Pensar hoy en una solidaridad política es restaurar la palabra entre adversarios, rehacer el pacto social herido, sostener un espacio compartido donde el otro no sea enemigo, sino parte del mismo mundo. Es resistir la tentación del «sálvese quien pueda» y recuperar la política como práctica de cuidado del tejido social, de las instituciones y de la convivencia.

Esto exige nuevos modos de representación, nuevos lenguajes públicos, nuevas formas de participación. Pero exige, sobre todo, un espíritu distinto, menos centrado en la confrontación, más abierto a la construcción. Una democracia sin solidaridad se agota en procedimientos. Una solidaridad sin política se disuelve en buenas intenciones. Solo juntas pueden sostener un proyecto de país que no deje fuera a los más vulnerables ni a los más silenciosos.

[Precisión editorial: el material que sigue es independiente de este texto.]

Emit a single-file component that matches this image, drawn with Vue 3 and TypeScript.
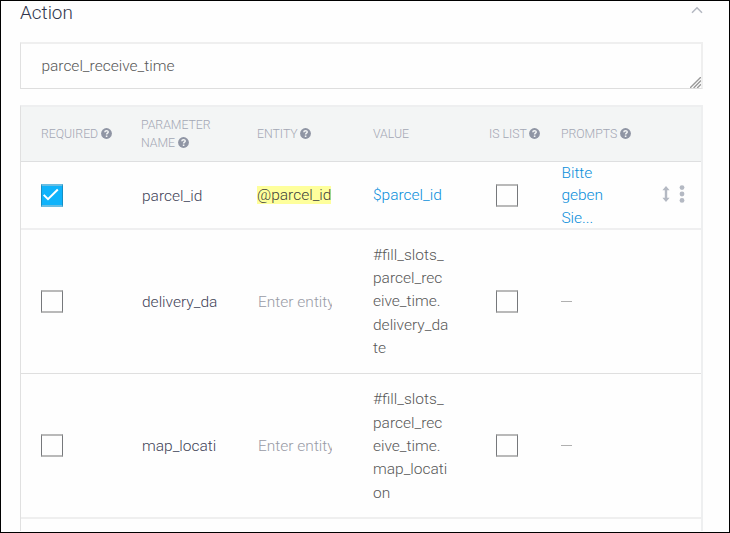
<script setup lang="ts">
interface Column {
  label: string
  help: boolean
}

interface Parameter {
  required: boolean
  name: string
  entity: string
  value: string[]
  linked: boolean
  isList: boolean
  prompts: string[]
}

const action = 'parcel_receive_time'

const columns: Column[] = [
  { label: 'REQUIRED', help: true },
  { label: 'PARAMETER NAME', help: true },
  { label: 'ENTITY', help: true },
  { label: 'VALUE', help: false },
  { label: 'IS LIST', help: true },
  { label: 'PROMPTS', help: true },
]

const parameters: Parameter[] = [
  {
    required: true,
    name: 'parcel_id',
    entity: '@parcel_id',
    value: ['$parcel_id'],
    linked: true,
    isList: false,
    prompts: ['Bitte', 'geben', 'Sie...'],
  },
  {
    required: false,
    name: 'delivery_da',
    entity: '',
    value: ['#fill_slots_', 'parcel_rec', 'eive_time.', 'delivery_da', 'te'],
    linked: false,
    isList: false,
    prompts: [],
  },
  {
    required: false,
    name: 'map_locati',
    entity: '',
    value: ['#fill_slots_', 'parcel_rec', 'eive_time.', 'map_locati', 'on'],
    linked: false,
    isList: false,
    prompts: [],
  },
]
</script>

<template>
  <main class="frame">
    <header class="head">
      <h1 class="title">Action</h1>
      <svg class="chevron" viewBox="0 0 12 8" width="12" height="8">
        <path d="M1 6.8 6 1.8 11 6.8" />
      </svg>
    </header>

    <div class="action-field">
      <span class="action-text">{{ action }}</span>
      <svg class="grip" viewBox="0 0 11 11" width="11" height="11">
        <path d="M0 11 11 0M3.6 11 11 3.6M7.2 11 11 7.2" />
      </svg>
    </div>

    <section class="table">
      <div class="row table-head">
        <div v-for="column in columns" :key="column.label" class="th">
          <span class="label">{{ column.label }}&nbsp;<svg v-if="column.help" class="help" viewBox="0 0 11 11" width="11" height="11">
            <circle cx="5.5" cy="5.5" r="5.4" />
            <path d="M3.8 4.2C3.9 2.1 7.3 2.2 7.2 4.1C7.1 5.2 5.6 5.2 5.6 6.5" />
            <rect x="4.8" y="7.5" width="1.6" height="1.5" />
          </svg></span>
        </div>
      </div>

      <div
        v-for="parameter in parameters"
        :key="parameter.name"
        class="row body-row"
        :class="{ compact: parameter.linked }"
      >
        <div>
          <span class="box" :class="{ checked: parameter.required }">
            <svg v-if="parameter.required" viewBox="0 0 20 20" width="20" height="20">
              <path d="M1.7 8.9 6 13.2 15.8 3.5" />
            </svg>
          </span>
        </div>
        <div class="name">{{ parameter.name }}</div>
        <div class="entity">
          <mark v-if="parameter.entity">{{ parameter.entity }}</mark>
          <div v-else class="placeholder">Enter entity</div>
        </div>
        <div class="value" :class="{ link: parameter.linked }">
          <div v-for="line in parameter.value" :key="line">{{ line }}</div>
        </div>
        <div class="list-cell"><span class="box" /></div>
        <div class="prompts">
          <template v-if="parameter.prompts.length">
            <div v-for="line in parameter.prompts" :key="line" class="link">{{ line }}</div>
          </template>
          <span v-else class="dash" />
        </div>
        <div class="tools">
          <template v-if="parameter.linked">
            <svg viewBox="0 0 8 16" width="8" height="16">
              <path d="M4 0 7.6 4.2H5.2V11.8H7.6L4 16 .4 11.8H2.8V4.2H.4Z" />
            </svg>
            <svg viewBox="0 0 6 18" width="6" height="18">
              <circle cx="3" cy="2.6" r="2.4" />
              <circle cx="3" cy="9" r="2.4" />
              <circle cx="3" cy="15.4" r="2.4" />
            </svg>
          </template>
        </div>
      </div>
    </section>
  </main>
</template>

<style>
body {
  margin: 0;
  background: #fff;
}
</style>

<style scoped>
.frame {
  box-sizing: border-box;
  width: 730px;
  height: 533px;
  padding: 0 26px 0 19px;
  border: 1px solid #000;
  overflow: hidden;
  background: #fefefe;
  color: #585858;
  font: 300 15.5px/23.4px Roboto, "Liberation Sans", sans-serif;
  display: flex;
  flex-direction: column;
}
.head {
  height: 41px;
  flex: none;
  display: flex;
  justify-content: space-between;
  align-items: flex-start;
}
.title {
  margin: 0;
  color: #2f354b;
  font-size: 18.9px;
  font-weight: 300;
  line-height: 24px;
}
.chevron {
  margin: 5px 0 0 0;
  fill: none;
  stroke: #b3b7c1;
  stroke-width: 1.5;
}
.action-field {
  box-sizing: border-box;
  height: 47px;
  flex: none;
  padding: 0 0 0 20px;
  display: flex;
  align-items: center;
  justify-content: space-between;
  border: solid #efefef;
  border-width: 2px 2px 1px 1px;
  border-left-color: #e0e0e0;
  border-bottom-color: #dedede;
}
.action-text {
  padding: 2px 0 0 0.4px;
}
.grip {
  align-self: flex-end;
  fill: none;
  stroke: #999;
  stroke-width: 1.4;
}
.table {
  height: 426px;
  flex: none;
  margin-top: 16px;
  box-sizing: border-box;
  display: flex;
  flex-direction: column;
  border: solid #eeeff0;
  border-width: 2px 2px 0 1px;
  border-left-color: #e0e0e0;
}
.row {
  display: grid;
  grid-template-columns: 100px 116px 116px 116px 72px 94px auto;
  padding-left: 20px;
  box-sizing: border-box;
  align-items: center;
  flex: none;
}
.table-head {
  height: 55px;
  background: #f3f5f5;
  border-bottom: 1px solid #dedfe0;
  color: #a3a7b4;
  font-size: 12.3px;
  line-height: 18px;
}
.label {
  display: block;
  max-width: 82px;
  letter-spacing: -0.03px;
}
.help {
  margin-left: -0.5px;
  vertical-align: -1px;
  fill: #8f95a4;
}
.help path {
  fill: none;
  stroke: #f3f5f5;
  stroke-width: 1.5;
}
.help rect {
  fill: #f3f5f5;
}
.body-row {
  height: 144px;
  border-bottom: 1px solid #dfdfdf;
}
.body-row.compact {
  height: 68px;
  border-bottom: 2px solid #efeff0;
}
.body-row:last-child {
  height: 145px;
  border-bottom: 2px solid #efefef;
}
.box {
  display: block;
  box-sizing: border-box;
  width: 22px;
  height: 23px;
  border: solid #76787b;
  border-width: 2px 1px;
  border-top-color: #b9b9b9;
  border-bottom-color: #b9b9b9;
}
.box.checked {
  background: #0fb3fb;
  border-color: #69bde2 #168fc5;
}
.box svg {
  display: block;
  fill: none;
  stroke: #fff;
  stroke-width: 2;
}
.name {
  padding: 2px 0 0 1px;
  color: #3f4358;
}
.entity mark {
  display: block;
  width: 74px;
  height: 18px;
  line-height: 18px;
  color: #3f3f3a;
  background: #feff9c;
}
.placeholder {
  width: 74px;
  padding: 2px 0 0 1px;
  overflow: hidden;
  white-space: nowrap;
  color: #999ba6;
}
.value {
  padding-top: 1.4px;
}
.body-row:last-child .value {
  padding-top: 2.4px;
}
.value.link {
  padding-top: 0;
}
.link {
  color: #0b8edb;
}
.list-cell {
  padding-left: 7px;
}
.prompts {
  padding-left: 0.4px;
  line-height: 22.3px;
}
.dash {
  display: block;
  width: 11px;
  height: 1px;
  background: #b0b0b0;
}
.tools {
  display: flex;
  align-items: center;
  gap: 9px;
  padding: 0 0 2px 6.5px;
  fill: #b4b9c3;
}
</style>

En este tiempo fragmentado, la política necesita recuperar su capacidad de convocar, de escuchar, de proponer sentido común. Urge una solidaridad política que no solo denuncie injusticias, sino que trace horizontes de acción compartida. Esto implica, en lo inmediato, avanzar en acuerdos amplios en materias urgentes como la seguridad pública, el pacto fiscal, la educación y una reforma del sistema político que recupere la confianza en la representación. En estos terrenos se juega no solo la eficacia de un futuro gobierno, sino también la posibilidad de recomponer confianzas y reconstruir comunidad política. Tal vez allí esté el gran desafío de nuestro presente.

Una democracia sin solidaridad se agota en procedimientos. Una solidaridad sin política se disuelve en buenas intenciones. Solo juntas pueden sostener un proyecto de país que no deje fuera a los más vulnerables.